My approach to optimizing code

There are no silver bullets how to make the code run faster. A lot of it simply consists of profiling the code, finding bottlenecks and trying out different things to see if they improve the performance. For every improvement I’ve been able to make I’ve probably done at least 10 changes which didn’t improve anything or made things worse. Often I need to take a step back and try to think outside the box how to improve things more. Staring at the code and profiler output often leads to tweaking the local maximum. To be able to get out of it the code might need to run a bit slower, but leave room for other improvements. Sometimes good ideas don’t necessary work out immediately, but later on they might work better after other changes have been introduced to the code. I have lots of branches and git stashes of things which didn’t work out initially, but I might try them again later.

Obviously I don’t simply try random things. I keep things in mind that should make the code run faster and things that will probably make it run slower. The reality does not always match this though. Compilers can work their magic if the code is structured in a certain way. Accessing memory in different ways might improve things more than writing the most efficient code. I’ve found that it’s good to sometimes go against the theory and simply try out things. If they work, I always try to come up with an explanation why they worked though.
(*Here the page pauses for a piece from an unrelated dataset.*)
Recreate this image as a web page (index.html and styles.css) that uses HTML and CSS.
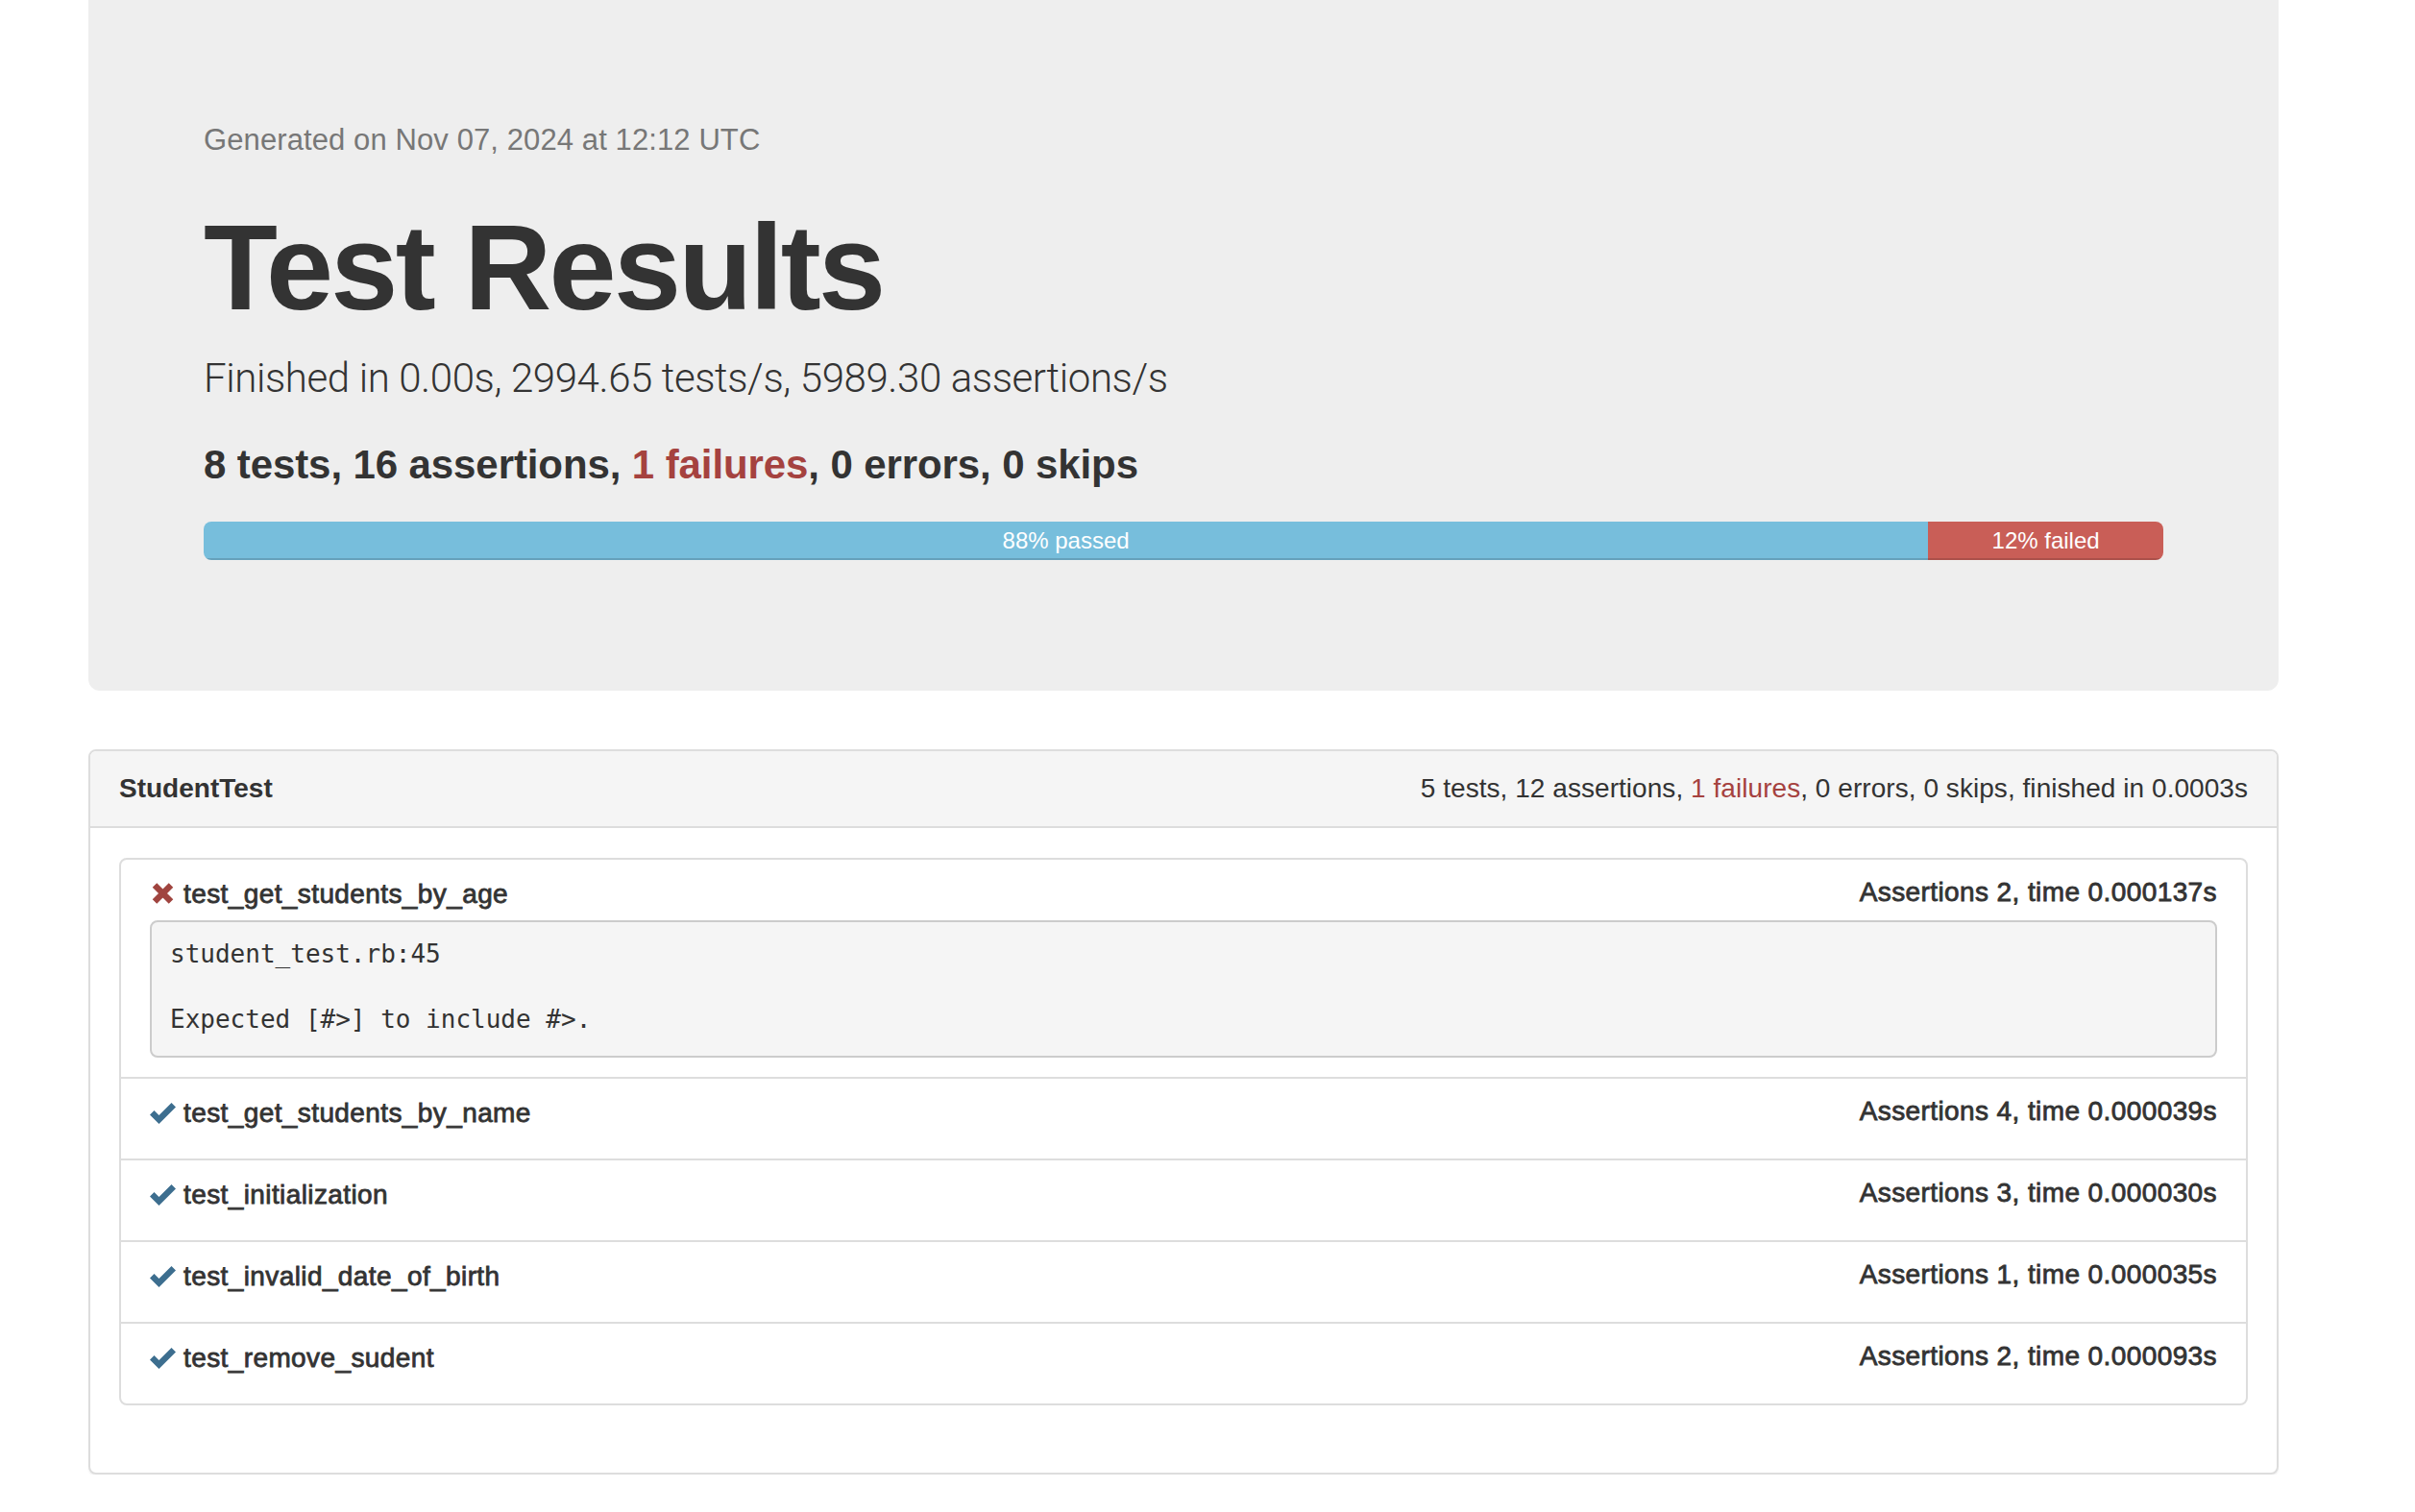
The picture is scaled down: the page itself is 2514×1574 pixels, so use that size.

For profiling Rust code I’ve been using https://github.com/mstange/samply and it uses Firefox profiler to show the results in the browser. It works really well on Mac OS and I don’t miss perf one bit. It adds very little if any performance penalty when collecting the samples. It’s even able to show per line results, but these are estimates since the compiler is free to rearrange the code in any way it wants. Despite this, the per-line information has given me insights which basic flame graphs can’t (Firefox profiler has a flame graph view as well and I use it all the time).